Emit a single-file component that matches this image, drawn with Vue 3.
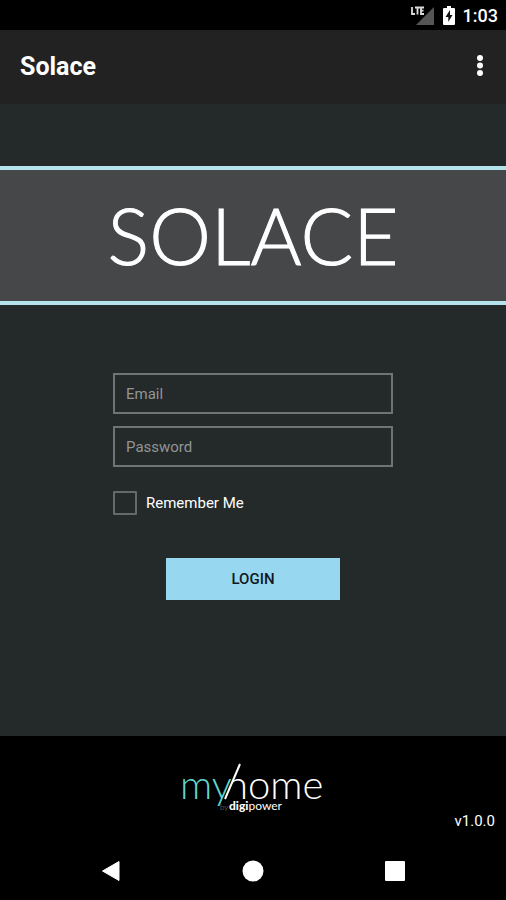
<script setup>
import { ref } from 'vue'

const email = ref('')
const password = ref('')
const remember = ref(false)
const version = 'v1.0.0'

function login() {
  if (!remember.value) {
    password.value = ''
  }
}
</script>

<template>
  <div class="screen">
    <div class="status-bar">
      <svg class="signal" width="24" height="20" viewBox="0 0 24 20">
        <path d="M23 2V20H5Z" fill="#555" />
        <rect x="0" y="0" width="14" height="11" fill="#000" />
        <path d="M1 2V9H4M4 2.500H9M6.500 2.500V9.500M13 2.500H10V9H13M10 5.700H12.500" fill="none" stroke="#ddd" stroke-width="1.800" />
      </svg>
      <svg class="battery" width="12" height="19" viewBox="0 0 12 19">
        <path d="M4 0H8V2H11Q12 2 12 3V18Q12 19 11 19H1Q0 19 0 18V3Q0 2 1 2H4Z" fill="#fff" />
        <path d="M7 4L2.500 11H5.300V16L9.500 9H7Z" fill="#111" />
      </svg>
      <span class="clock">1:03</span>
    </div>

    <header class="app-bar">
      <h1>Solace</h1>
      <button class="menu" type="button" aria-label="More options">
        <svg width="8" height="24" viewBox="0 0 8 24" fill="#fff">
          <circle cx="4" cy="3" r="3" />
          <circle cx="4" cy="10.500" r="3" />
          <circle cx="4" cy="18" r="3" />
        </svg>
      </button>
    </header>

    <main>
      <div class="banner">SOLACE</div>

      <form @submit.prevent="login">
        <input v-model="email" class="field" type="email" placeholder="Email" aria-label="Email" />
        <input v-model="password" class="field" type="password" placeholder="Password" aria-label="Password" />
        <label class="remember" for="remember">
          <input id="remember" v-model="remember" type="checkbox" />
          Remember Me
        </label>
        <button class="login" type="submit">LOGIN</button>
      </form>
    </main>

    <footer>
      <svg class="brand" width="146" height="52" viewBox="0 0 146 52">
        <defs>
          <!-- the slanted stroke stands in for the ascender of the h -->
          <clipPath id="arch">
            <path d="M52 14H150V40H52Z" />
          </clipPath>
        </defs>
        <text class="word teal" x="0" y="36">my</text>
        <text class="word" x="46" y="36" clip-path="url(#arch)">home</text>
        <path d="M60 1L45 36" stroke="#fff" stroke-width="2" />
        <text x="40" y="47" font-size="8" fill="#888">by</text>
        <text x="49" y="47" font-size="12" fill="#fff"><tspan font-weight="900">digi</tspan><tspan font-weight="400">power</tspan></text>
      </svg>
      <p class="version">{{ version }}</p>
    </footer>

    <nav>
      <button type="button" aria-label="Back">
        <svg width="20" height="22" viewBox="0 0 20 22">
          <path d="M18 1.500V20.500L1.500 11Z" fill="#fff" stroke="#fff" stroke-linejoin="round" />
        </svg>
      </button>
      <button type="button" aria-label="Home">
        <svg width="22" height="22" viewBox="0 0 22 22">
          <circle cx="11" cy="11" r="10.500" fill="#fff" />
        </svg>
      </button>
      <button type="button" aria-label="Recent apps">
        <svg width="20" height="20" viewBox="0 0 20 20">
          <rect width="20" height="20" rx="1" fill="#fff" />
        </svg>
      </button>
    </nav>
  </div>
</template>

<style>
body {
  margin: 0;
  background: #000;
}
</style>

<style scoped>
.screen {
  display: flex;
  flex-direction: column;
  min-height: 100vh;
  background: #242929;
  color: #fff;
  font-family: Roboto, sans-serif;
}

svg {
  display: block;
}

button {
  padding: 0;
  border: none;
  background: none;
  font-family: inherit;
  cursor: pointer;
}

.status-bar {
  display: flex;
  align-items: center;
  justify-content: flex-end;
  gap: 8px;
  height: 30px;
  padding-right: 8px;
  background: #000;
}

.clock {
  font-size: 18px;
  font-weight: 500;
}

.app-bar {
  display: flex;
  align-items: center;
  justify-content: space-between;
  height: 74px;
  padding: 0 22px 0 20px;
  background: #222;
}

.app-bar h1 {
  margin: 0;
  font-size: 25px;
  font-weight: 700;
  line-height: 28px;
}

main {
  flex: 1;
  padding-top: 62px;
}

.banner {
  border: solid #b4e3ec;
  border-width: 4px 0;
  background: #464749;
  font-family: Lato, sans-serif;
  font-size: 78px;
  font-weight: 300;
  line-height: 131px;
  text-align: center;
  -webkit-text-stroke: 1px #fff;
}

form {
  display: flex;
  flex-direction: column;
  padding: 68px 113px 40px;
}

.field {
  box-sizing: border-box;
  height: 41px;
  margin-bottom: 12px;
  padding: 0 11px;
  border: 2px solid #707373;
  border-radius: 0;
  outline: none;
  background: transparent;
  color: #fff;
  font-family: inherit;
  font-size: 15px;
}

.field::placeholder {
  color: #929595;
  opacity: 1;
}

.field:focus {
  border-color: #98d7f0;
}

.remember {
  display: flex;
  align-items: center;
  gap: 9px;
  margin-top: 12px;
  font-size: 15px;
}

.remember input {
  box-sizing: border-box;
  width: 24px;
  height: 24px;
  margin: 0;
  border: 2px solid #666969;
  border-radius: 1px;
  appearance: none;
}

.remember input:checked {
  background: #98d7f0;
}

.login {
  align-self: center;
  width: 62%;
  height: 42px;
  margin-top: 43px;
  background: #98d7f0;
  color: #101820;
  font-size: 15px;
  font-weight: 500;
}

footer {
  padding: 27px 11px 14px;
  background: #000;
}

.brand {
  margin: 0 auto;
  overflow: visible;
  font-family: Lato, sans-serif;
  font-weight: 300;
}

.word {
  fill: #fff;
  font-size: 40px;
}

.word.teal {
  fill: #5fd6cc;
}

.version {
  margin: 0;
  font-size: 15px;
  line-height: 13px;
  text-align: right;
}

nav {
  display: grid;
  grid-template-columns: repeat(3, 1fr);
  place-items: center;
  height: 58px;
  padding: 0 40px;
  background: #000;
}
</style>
- - -
Given exercise:
Print the whole listing above once more, word for word, without its pictures.

Reply:
Emit a single-file component that matches this image, drawn with Vue 3.
<script setup>
import { ref } from 'vue'

const email = ref('')
const password = ref('')
const remember = ref(false)
const version = 'v1.0.0'

function login() {
  if (!remember.value) {
    password.value = ''
  }
}
</script>

<template>
  <div class="screen">
    <div class="status-bar">
      <svg class="signal" width="24" height="20" viewBox="0 0 24 20">
        <path d="M23 2V20H5Z" fill="#555" />
        <rect x="0" y="0" width="14" height="11" fill="#000" />
        <path d="M1 2V9H4M4 2.500H9M6.500 2.500V9.500M13 2.500H10V9H13M10 5.700H12.500" fill="none" stroke="#ddd" stroke-width="1.800" />
      </svg>
      <svg class="battery" width="12" height="19" viewBox="0 0 12 19">
        <path d="M4 0H8V2H11Q12 2 12 3V18Q12 19 11 19H1Q0 19 0 18V3Q0 2 1 2H4Z" fill="#fff" />
        <path d="M7 4L2.500 11H5.300V16L9.500 9H7Z" fill="#111" />
      </svg>
      <span class="clock">1:03</span>
    </div>

    <header class="app-bar">
      <h1>Solace</h1>
      <button class="menu" type="button" aria-label="More options">
        <svg width="8" height="24" viewBox="0 0 8 24" fill="#fff">
          <circle cx="4" cy="3" r="3" />
          <circle cx="4" cy="10.500" r="3" />
          <circle cx="4" cy="18" r="3" />
        </svg>
      </button>
    </header>

    <main>
      <div class="banner">SOLACE</div>

      <form @submit.prevent="login">
        <input v-model="email" class="field" type="email" placeholder="Email" aria-label="Email" />
        <input v-model="password" class="field" type="password" placeholder="Password" aria-label="Password" />
        <label class="remember" for="remember">
          <input id="remember" v-model="remember" type="checkbox" />
          Remember Me
        </label>
        <button class="login" type="submit">LOGIN</button>
      </form>
    </main>

    <footer>
      <svg class="brand" width="146" height="52" viewBox="0 0 146 52">
        <defs>
          <!-- the slanted stroke stands in for the ascender of the h -->
          <clipPath id="arch">
            <path d="M52 14H150V40H52Z" />
          </clipPath>
        </defs>
        <text class="word teal" x="0" y="36">my</text>
        <text class="word" x="46" y="36" clip-path="url(#arch)">home</text>
        <path d="M60 1L45 36" stroke="#fff" stroke-width="2" />
        <text x="40" y="47" font-size="8" fill="#888">by</text>
        <text x="49" y="47" font-size="12" fill="#fff"><tspan font-weight="900">digi</tspan><tspan font-weight="400">power</tspan></text>
      </svg>
      <p class="version">{{ version }}</p>
    </footer>

    <nav>
      <button type="button" aria-label="Back">
        <svg width="20" height="22" viewBox="0 0 20 22">
          <path d="M18 1.500V20.500L1.500 11Z" fill="#fff" stroke="#fff" stroke-linejoin="round" />
        </svg>
      </button>
      <button type="button" aria-label="Home">
        <svg width="22" height="22" viewBox="0 0 22 22">
          <circle cx="11" cy="11" r="10.500" fill="#fff" />
        </svg>
      </button>
      <button type="button" aria-label="Recent apps">
        <svg width="20" height="20" viewBox="0 0 20 20">
          <rect width="20" height="20" rx="1" fill="#fff" />
        </svg>
      </button>
    </nav>
  </div>
</template>

<style>
body {
  margin: 0;
  background: #000;
}
</style>

<style scoped>
.screen {
  display: flex;
  flex-direction: column;
  min-height: 100vh;
  background: #242929;
  color: #fff;
  font-family: Roboto, sans-serif;
}

svg {
  display: block;
}

button {
  padding: 0;
  border: none;
  background: none;
  font-family: inherit;
  cursor: pointer;
}

.status-bar {
  display: flex;
  align-items: center;
  justify-content: flex-end;
  gap: 8px;
  height: 30px;
  padding-right: 8px;
  background: #000;
}

.clock {
  font-size: 18px;
  font-weight: 500;
}

.app-bar {
  display: flex;
  align-items: center;
  justify-content: space-between;
  height: 74px;
  padding: 0 22px 0 20px;
  background: #222;
}

.app-bar h1 {
  margin: 0;
  font-size: 25px;
  font-weight: 700;
  line-height: 28px;
}

main {
  flex: 1;
  padding-top: 62px;
}

.banner {
  border: solid #b4e3ec;
  border-width: 4px 0;
  background: #464749;
  font-family: Lato, sans-serif;
  font-size: 78px;
  font-weight: 300;
  line-height: 131px;
  text-align: center;
  -webkit-text-stroke: 1px #fff;
}

form {
  display: flex;
  flex-direction: column;
  padding: 68px 113px 40px;
}

.field {
  box-sizing: border-box;
  height: 41px;
  margin-bottom: 12px;
  padding: 0 11px;
  border: 2px solid #707373;
  border-radius: 0;
  outline: none;
  background: transparent;
  color: #fff;
  font-family: inherit;
  font-size: 15px;
}

.field::placeholder {
  color: #929595;
  opacity: 1;
}

.field:focus {
  border-color: #98d7f0;
}

.remember {
  display: flex;
  align-items: center;
  gap: 9px;
  margin-top: 12px;
  font-size: 15px;
}

.remember input {
  box-sizing: border-box;
  width: 24px;
  height: 24px;
  margin: 0;
  border: 2px solid #666969;
  border-radius: 1px;
  appearance: none;
}

.remember input:checked {
  background: #98d7f0;
}

.login {
  align-self: center;
  width: 62%;
  height: 42px;
  margin-top: 43px;
  background: #98d7f0;
  color: #101820;
  font-size: 15px;
  font-weight: 500;
}

footer {
  padding: 27px 11px 14px;
  background: #000;
}

.brand {
  margin: 0 auto;
  overflow: visible;
  font-family: Lato, sans-serif;
  font-weight: 300;
}

.word {
  fill: #fff;
  font-size: 40px;
}

.word.teal {
  fill: #5fd6cc;
}

.version {
  margin: 0;
  font-size: 15px;
  line-height: 13px;
  text-align: right;
}

nav {
  display: grid;
  grid-template-columns: repeat(3, 1fr);
  place-items: center;
  height: 58px;
  padding: 0 40px;
  background: #000;
}
</style>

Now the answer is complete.